Beeman of Brown University said that "Ta'ziyeh" is the classic tale of morality, represented by Hussein, versus immorality, represented by Yazid, told against the backdrop of Iran's culture and traditions. "What 'Ta'ziyeh' does is to do this by marshalling the most important symbolic forms in Iranian culture, namely poetry, music, and visual symbolism. And because it uses the resources of the culture, it uses the most powerful and emotional elements in the culture to depict the most powerful and emotional story in Iran. In this way, the performance actually transcends itself and has the possibility of communicating universally, beyond the confines of specifically Iranian culture," Beeman said.

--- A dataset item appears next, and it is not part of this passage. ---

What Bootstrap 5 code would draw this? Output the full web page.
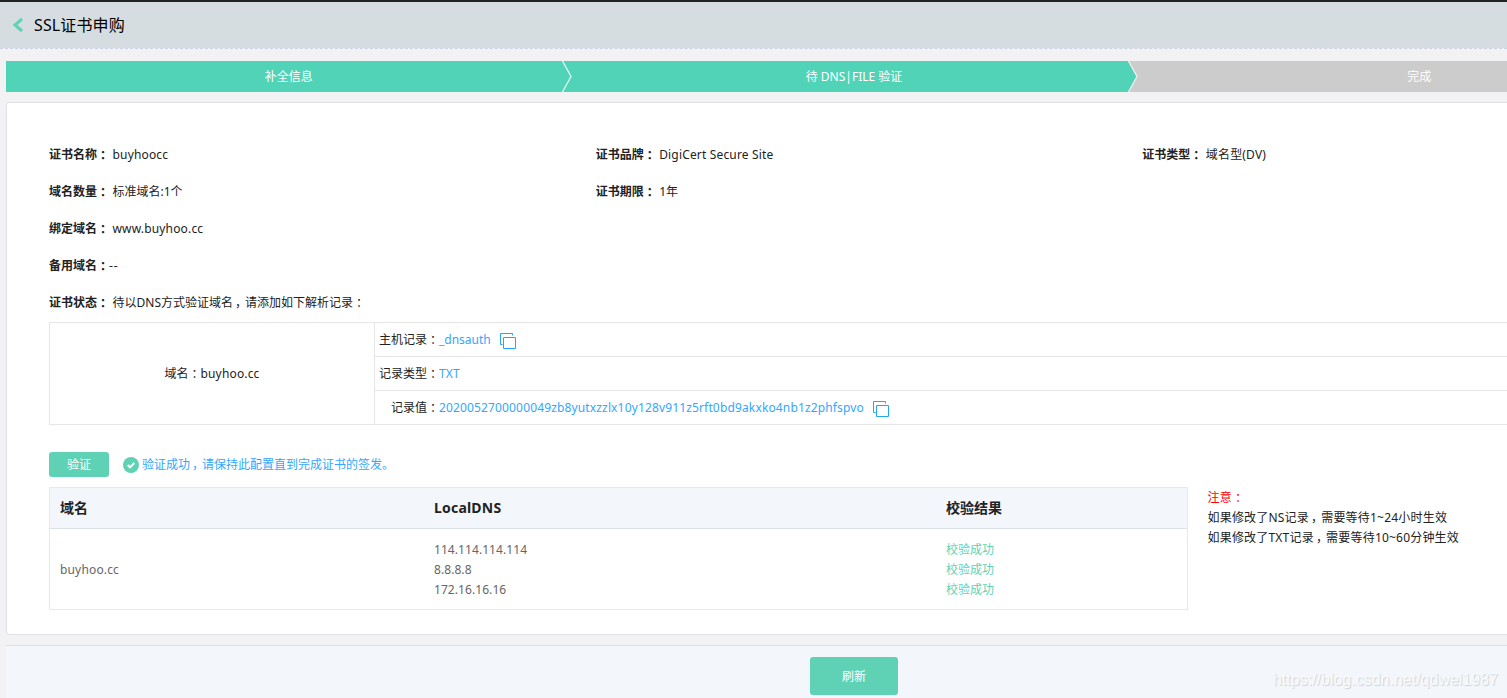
<!DOCTYPE html>
<html lang="zh-CN">
<head>
<meta charset="utf-8">
<meta name="viewport" content="width=device-width, initial-scale=1">
<title>SSL证书申购</title>
<link href="https://cdn.jsdelivr.net/npm/bootstrap@5.3.0/dist/css/bootstrap.min.css" rel="stylesheet">
<style>
body{background:#f2f2f4;color:#222;font-family:"Noto Sans","Noto Sans CJK SC",sans-serif;font-size:12px;line-height:20px}
.viewport{height:698px}
.page-wide{width:1702px;height:698px}
.title-bar{height:49px;border-top:2px solid #222;border-bottom:1px dashed #c9d3e3;background:#d5dde0;background-clip:padding-box;padding-left:12px}
.title-bar h1{font-size:16px;line-height:24px;color:#000;letter-spacing:.12px;margin-left:10px}
.steps{height:31px;margin:12px 0 10px 6px;color:#fff;line-height:31px}
.step-item{background:#51d3b7;flex:1 1 0}
.step-todo{background:#ccc}
.step-arrow{right:-1px;top:0;z-index:1}
.panel{margin-left:6px;height:533px;background:#fff;border:1px solid #dfe0e5;border-radius:3px;padding:33px 12px 0 42px}
.info-line{height:37px;line-height:37px}
.info-line b{margin-right:3.500px}
.info-value{letter-spacing:.16px}
.dashes{letter-spacing:.9px}
.colon{font-family:"Noto Sans CJK TC","Noto Sans CJK SC",sans-serif;line-height:1;vertical-align:-1px}
.comma{padding-left:2px;margin-right:-2px}
.rec{border:1px solid #e6e6e6;margin-top:1px;height:103px}
.rec-name{width:325px;border-right:1px solid #e6e6e6}
.rec-line{height:34px;line-height:33px;padding-left:4px;border-bottom:1px solid #e6e6e6}
.rec-line:last-child{border-bottom:0}
.blue{color:#32a7ff}
.token{letter-spacing:.147px}
.rec-label{width:60px;text-align:right;white-space:nowrap}
.verify{height:25px;margin-top:27px}
.verify-ok{margin-left:14px}
.verify-text{margin-left:3px}
.btn-mint{background:#5fd2b5;color:#fff;border:0;border-radius:3px;font-size:12px;padding:0}
.btn-mint:hover{background:#51c7aa;color:#fff}
.btn-verify{width:60px;height:25px}
.btn-refresh{width:88px;height:38px;padding-top:2px}
.dns{width:1139px;margin-top:10px;height:123px;border:1px solid #e8e8ea;color:#666}
.dns-grid{display:grid;grid-template-columns:374px 512px 1fr;padding-left:10px;align-items:center}
.dns-head{height:41px;background:#f3f6fb;border-bottom:1px solid #dbe3ea;color:#222;font-size:14px;font-weight:700}
.dns-host{letter-spacing:.2px}
.dns-body{height:80px;padding-top:2px}
.dns-ip{letter-spacing:.07px}
.mint{color:#5fd2b5}
.note{margin:11px 0 0 19.500px;letter-spacing:.2px}
.note-title{color:#f00}
.foot{margin:10px 0 0 6px;height:53px;background:#f3f6fb;border-top:1px solid #dbdfe5;padding-top:11px}
.site-mark{right:9px;bottom:6px;font:16px/24px "Liberation Sans",sans-serif;color:#f8fafc;text-shadow:1px 1px 1px #cdd0d4}
</style>
</head>
<body>
<div class="viewport w-100 overflow-hidden position-relative">
<div class="page-wide">
  <header class="title-bar d-flex align-items-center">
    <svg width="12" height="16" viewBox="0 0 12 16" fill="none" stroke="#5fd2b5" stroke-width="3"><path d="M10 2 3 8l7 6"/></svg>
    <h1 class="mb-0 fw-normal">SSL证书申购</h1>
  </header>
  <div class="steps d-flex text-center">
    <div class="step-item position-relative">补全信息
      <svg class="step-arrow position-absolute" width="10" height="31"><path d="M.5 0 9 15.500.5 31" fill="none" stroke="#e8f5f3" stroke-width="1.3"/></svg>
    </div>
    <div class="step-item position-relative">待 DNS|FILE 验证
      <svg class="step-arrow position-absolute" width="10" height="31"><path d="M0 0H10V31H0Z" fill="#ccc"/><path d="M0 0 9 15.500 0 31Z" fill="#51d3b7"/><path d="M.5 0 9 15.500.5 31" fill="none" stroke="#eee" stroke-width="1.3"/></svg>
    </div>
    <div class="step-item step-todo">完成</div>
  </div>
  <main class="panel">
    <div class="row g-0 info-line"><div class="col-4"><b>证书名称<span class="colon" lang="zh-TW">：</span></b><span class="info-value">buyhoocc</span></div><div class="col-4"><b>证书品牌<span class="colon" lang="zh-TW">：</span></b><span class="info-value">DigiCert Secure Site</span></div><div class="col-4"><b>证书类型<span class="colon" lang="zh-TW">：</span></b><span class="info-value">域名型(DV)</span></div></div>
    <div class="row g-0 info-line"><div class="col-4"><b>域名数量<span class="colon" lang="zh-TW">：</span></b><span>标准域名:1个</span></div><div class="col-4"><b>证书期限<span class="colon" lang="zh-TW">：</span></b><span>1年</span></div></div>
    <div class="info-line"><b>绑定域名<span class="colon" lang="zh-TW">：</span></b><span class="info-value">www.buyhoo.cc</span></div>
    <div class="info-line"><b class="me-0">备用域名<span class="colon" lang="zh-TW">：</span></b><span class="dashes">--</span></div>
    <div class="info-line"><b>证书状态<span class="colon" lang="zh-TW">：</span></b><span>待以DNS方式验证域名<span class="comma">，</span>请添加如下解析记录<span class="colon" lang="zh-TW">：</span></span></div>
    <div class="rec d-flex">
      <div class="rec-name d-flex align-items-center justify-content-center"><div>域名<span class="colon" lang="zh-TW">：</span><span class="info-value">buyhoo.cc</span></div></div>
      <div class="flex-grow-1">
        <div class="rec-line d-flex"><span class="rec-label">主机记录<span class="colon" lang="zh-TW">：</span></span><span class="blue">_dnsauth</span>
          <svg class="ms-2 mt-2" width="18" height="18" fill="none" stroke="#22a7f2"><path d="M3.500 13.500H1.500V2.500H13.500V4.500M4.500 6.500H16.500V17.500H4.500Z"/></svg></div>
        <div class="rec-line d-flex"><span class="rec-label">记录类型<span class="colon" lang="zh-TW">：</span></span><span class="blue token">TXT</span></div>
        <div class="rec-line d-flex"><span class="rec-label">记录值<span class="colon" lang="zh-TW">：</span></span><span class="blue token">2020052700000049zb8yutxzzlx10y128v911z5rft0bd9akxko4nb1z2phfspvo</span>
          <svg class="ms-2 mt-2" width="18" height="18" fill="none" stroke="#22a7f2"><path d="M3.500 13.500H1.500V2.500H13.500V4.500M4.500 6.500H16.500V17.500H4.500Z"/></svg></div>
      </div>
    </div>
    <div class="verify d-flex align-items-center">
      <button class="btn btn-mint btn-verify" type="button">验证</button>
      <svg class="verify-ok" width="16" height="16"><circle cx="8" cy="8" r="8" fill="#5fd2b5"/><path d="m4.700 8 2.300 2.300L11.400 6" fill="none" stroke="#fff" stroke-width="2"/></svg>
      <span class="blue verify-text">验证成功<span class="comma">，</span>请保持此配置直到完成证书的签发。</span>
    </div>
    <div class="d-flex align-items-start">
      <div class="dns">
        <div class="dns-grid dns-head"><div>域名</div><div class="dns-host">LocalDNS</div><div>校验结果</div></div>
        <div class="dns-grid dns-body"><div class="info-value">buyhoo.cc</div><div class="dns-ip">114.114.114.114<br>8.8.8.8<br>172.16.16.16</div><div class="mint">校验成功<br>校验成功<br>校验成功</div></div>
      </div>
      <div class="note"><div class="note-title">注意<span class="colon" lang="zh-TW">：</span></div><div>如果修改了NS记录<span class="comma">，</span>需要等待1~24小时生效</div><div>如果修改了TXT记录<span class="comma">，</span>需要等待10~60分钟生效</div></div>
    </div>
  </main>
  <footer class="foot text-center"><button class="btn btn-mint btn-refresh" type="button">刷新</button></footer>
</div>
<div class="site-mark position-absolute">https://blog.csdn.net/qdwel1987</div>
</div>
<script src="https://cdn.jsdelivr.net/npm/bootstrap@5.3.0/dist/js/bootstrap.bundle.min.js"></script>
</body>
</html>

Beeman said that in Iran, lending community and financial support to productions of "Ta'ziyeh" is considered a charitable act. The performance, costume maintenance, and even the food given to audience members during the performance are all paid for by the public. No food is distributed to the Lincoln Center audiences, many of whom have paid up to $55 for the rare privilege of watching "Ta'ziyeh."

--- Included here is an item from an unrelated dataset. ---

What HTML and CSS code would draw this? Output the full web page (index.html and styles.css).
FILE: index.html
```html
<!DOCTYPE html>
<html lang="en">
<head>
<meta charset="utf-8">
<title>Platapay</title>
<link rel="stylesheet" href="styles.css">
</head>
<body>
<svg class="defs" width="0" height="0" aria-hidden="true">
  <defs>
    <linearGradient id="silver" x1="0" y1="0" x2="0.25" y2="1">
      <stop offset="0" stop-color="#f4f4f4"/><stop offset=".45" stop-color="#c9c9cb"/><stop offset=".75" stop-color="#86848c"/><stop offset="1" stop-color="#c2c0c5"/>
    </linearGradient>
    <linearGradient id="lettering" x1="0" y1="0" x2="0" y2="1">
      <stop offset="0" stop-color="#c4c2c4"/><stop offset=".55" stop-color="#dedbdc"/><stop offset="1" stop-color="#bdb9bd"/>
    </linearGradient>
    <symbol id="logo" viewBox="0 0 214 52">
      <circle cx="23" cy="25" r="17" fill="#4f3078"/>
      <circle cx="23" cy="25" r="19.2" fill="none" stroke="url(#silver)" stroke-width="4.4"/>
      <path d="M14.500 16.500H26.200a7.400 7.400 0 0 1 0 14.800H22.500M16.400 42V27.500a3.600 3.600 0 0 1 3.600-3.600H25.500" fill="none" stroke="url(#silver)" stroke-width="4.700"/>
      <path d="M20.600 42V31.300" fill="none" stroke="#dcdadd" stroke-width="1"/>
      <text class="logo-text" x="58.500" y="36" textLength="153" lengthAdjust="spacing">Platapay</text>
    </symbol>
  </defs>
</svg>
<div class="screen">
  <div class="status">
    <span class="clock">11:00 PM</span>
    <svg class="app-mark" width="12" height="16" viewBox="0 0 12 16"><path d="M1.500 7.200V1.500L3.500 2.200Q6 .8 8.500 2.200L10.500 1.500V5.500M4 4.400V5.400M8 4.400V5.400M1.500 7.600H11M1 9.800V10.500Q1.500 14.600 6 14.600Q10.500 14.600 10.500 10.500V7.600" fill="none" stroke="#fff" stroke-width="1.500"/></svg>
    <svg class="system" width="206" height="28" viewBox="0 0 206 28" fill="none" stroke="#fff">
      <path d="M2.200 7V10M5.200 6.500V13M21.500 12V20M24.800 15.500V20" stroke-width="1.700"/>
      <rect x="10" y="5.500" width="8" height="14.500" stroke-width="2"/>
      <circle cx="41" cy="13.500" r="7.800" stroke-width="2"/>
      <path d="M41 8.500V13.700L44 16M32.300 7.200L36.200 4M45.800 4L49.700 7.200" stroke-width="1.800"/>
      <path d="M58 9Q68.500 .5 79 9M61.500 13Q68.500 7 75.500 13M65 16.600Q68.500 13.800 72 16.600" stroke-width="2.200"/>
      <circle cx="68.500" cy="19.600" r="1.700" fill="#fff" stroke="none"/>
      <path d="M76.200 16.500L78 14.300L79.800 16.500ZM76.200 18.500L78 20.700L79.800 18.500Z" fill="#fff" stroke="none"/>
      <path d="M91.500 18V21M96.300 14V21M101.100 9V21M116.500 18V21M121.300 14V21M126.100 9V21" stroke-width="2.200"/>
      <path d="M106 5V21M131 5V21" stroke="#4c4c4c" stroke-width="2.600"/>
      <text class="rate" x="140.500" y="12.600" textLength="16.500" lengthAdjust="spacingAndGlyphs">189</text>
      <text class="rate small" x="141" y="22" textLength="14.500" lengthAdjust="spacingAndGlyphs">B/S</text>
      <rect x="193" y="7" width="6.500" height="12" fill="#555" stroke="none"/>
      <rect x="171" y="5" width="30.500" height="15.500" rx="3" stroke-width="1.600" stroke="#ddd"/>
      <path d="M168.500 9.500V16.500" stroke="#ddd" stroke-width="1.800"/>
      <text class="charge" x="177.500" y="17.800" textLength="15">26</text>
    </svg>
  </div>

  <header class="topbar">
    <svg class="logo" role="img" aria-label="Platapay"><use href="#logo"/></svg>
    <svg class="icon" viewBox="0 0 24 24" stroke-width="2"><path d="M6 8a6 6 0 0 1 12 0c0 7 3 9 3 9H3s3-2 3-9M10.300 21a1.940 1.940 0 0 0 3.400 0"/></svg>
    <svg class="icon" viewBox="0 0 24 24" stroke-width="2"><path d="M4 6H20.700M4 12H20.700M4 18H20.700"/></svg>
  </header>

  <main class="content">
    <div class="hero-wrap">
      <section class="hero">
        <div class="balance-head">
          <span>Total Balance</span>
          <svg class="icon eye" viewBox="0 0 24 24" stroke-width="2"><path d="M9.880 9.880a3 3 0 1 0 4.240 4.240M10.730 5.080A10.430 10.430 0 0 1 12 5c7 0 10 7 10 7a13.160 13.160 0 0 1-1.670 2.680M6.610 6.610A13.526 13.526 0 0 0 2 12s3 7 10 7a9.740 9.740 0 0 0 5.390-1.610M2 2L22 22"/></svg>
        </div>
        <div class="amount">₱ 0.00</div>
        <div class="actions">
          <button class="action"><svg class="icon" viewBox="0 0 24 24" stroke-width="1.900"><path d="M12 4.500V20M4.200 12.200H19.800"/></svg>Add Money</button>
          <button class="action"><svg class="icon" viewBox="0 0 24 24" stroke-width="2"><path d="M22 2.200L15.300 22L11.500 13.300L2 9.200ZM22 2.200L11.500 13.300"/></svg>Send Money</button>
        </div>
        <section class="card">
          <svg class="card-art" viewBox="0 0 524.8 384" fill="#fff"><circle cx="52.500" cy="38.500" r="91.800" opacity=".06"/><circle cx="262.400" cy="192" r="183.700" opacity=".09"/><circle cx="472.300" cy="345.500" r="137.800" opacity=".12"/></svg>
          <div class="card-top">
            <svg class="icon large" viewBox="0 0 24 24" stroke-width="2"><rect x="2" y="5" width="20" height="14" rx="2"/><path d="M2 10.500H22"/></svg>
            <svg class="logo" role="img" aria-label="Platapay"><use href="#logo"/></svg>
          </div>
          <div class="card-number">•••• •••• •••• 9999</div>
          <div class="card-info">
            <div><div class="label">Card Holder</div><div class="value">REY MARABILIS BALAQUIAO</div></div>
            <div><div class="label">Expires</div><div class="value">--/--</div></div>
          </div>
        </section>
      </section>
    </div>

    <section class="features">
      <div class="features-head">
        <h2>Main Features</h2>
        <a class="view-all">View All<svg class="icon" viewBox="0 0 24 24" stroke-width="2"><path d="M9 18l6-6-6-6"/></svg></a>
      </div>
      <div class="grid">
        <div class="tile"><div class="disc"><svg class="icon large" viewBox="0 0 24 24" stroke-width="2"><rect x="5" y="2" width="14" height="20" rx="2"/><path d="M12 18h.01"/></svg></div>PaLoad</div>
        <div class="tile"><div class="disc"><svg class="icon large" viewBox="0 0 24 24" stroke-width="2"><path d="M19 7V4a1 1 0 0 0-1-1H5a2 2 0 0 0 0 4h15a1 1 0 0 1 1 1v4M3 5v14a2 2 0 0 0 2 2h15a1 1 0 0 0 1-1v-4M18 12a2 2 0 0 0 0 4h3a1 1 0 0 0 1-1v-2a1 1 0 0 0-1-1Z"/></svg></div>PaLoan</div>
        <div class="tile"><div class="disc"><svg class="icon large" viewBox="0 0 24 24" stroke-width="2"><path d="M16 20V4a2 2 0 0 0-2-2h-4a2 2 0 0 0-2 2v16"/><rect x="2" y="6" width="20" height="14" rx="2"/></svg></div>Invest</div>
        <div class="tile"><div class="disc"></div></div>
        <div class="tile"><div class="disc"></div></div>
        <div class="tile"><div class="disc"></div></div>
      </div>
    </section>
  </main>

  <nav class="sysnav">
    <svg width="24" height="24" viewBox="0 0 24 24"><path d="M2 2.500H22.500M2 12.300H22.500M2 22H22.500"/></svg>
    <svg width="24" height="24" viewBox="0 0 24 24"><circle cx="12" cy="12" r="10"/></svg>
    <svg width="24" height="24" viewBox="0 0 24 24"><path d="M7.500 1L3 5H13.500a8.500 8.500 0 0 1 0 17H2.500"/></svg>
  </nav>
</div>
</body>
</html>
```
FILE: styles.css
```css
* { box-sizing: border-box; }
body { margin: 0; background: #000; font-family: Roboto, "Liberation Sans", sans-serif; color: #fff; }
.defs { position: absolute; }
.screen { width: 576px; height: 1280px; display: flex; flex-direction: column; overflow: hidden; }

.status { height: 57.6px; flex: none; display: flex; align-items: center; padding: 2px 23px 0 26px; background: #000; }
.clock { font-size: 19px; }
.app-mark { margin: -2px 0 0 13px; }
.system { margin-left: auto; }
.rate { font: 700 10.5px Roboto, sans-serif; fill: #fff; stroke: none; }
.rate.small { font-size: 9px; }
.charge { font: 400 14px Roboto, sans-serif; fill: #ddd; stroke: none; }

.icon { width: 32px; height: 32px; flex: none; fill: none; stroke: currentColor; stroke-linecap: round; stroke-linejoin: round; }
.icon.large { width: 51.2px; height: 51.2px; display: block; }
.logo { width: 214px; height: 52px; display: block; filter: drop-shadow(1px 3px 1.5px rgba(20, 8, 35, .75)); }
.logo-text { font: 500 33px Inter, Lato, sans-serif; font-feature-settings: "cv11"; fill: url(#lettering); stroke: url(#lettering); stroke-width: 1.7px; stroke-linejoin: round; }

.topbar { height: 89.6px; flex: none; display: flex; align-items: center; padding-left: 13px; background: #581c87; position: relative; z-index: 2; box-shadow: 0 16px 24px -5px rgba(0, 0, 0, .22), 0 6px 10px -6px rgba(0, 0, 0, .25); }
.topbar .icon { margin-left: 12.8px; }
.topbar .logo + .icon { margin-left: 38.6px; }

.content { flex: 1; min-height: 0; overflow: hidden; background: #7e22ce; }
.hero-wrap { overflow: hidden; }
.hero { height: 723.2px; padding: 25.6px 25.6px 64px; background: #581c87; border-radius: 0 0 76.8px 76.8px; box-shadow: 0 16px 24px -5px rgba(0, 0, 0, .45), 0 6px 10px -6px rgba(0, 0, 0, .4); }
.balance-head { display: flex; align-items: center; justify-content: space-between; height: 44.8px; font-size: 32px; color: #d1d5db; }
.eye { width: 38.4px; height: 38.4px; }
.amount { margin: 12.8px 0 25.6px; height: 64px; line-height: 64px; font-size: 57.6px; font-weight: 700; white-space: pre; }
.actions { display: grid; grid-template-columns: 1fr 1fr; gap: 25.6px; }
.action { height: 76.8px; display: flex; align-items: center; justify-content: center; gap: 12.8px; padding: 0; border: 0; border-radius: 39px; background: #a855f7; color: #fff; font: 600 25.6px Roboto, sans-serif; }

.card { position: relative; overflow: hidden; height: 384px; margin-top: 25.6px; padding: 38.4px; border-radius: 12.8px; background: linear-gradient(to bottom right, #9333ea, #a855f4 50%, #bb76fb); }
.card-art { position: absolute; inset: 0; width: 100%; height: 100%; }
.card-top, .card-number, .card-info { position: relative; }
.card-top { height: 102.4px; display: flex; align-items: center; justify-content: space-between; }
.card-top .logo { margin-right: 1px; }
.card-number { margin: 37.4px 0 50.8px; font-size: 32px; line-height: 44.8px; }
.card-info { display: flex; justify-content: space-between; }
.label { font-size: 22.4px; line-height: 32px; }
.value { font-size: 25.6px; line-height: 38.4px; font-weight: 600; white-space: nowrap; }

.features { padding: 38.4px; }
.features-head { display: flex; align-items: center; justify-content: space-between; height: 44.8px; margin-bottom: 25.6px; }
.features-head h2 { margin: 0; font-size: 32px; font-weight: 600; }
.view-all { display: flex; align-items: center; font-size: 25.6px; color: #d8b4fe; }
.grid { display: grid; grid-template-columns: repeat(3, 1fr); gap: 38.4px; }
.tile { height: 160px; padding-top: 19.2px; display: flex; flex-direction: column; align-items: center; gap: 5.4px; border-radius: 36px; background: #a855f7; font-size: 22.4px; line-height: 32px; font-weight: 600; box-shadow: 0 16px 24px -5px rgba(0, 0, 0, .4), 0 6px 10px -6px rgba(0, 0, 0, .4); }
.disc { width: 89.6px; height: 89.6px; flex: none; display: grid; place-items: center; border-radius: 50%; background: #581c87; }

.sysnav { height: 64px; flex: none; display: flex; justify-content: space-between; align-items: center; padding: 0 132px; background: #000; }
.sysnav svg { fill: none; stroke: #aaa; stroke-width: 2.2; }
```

Another key difference, Beeman noted, is that "Ta'ziyeh" is usually performed in an open space, such as a village square or a large tent, with the audience sitting in circular rows where no one seat is better than another. "'Ta'ziyeh' is ultimately very democratic. It's not like La Scala [opera house in Milan] where the fifth balcony is for the sort of people who cannot afford to sit down in the bottom. 'Ta'ziyeh' tries to perform in a way which allows as much access to the action as possible for the [audience]," Beeman said.
The New York performances of "Ta'ziyeh" continue through 21 July.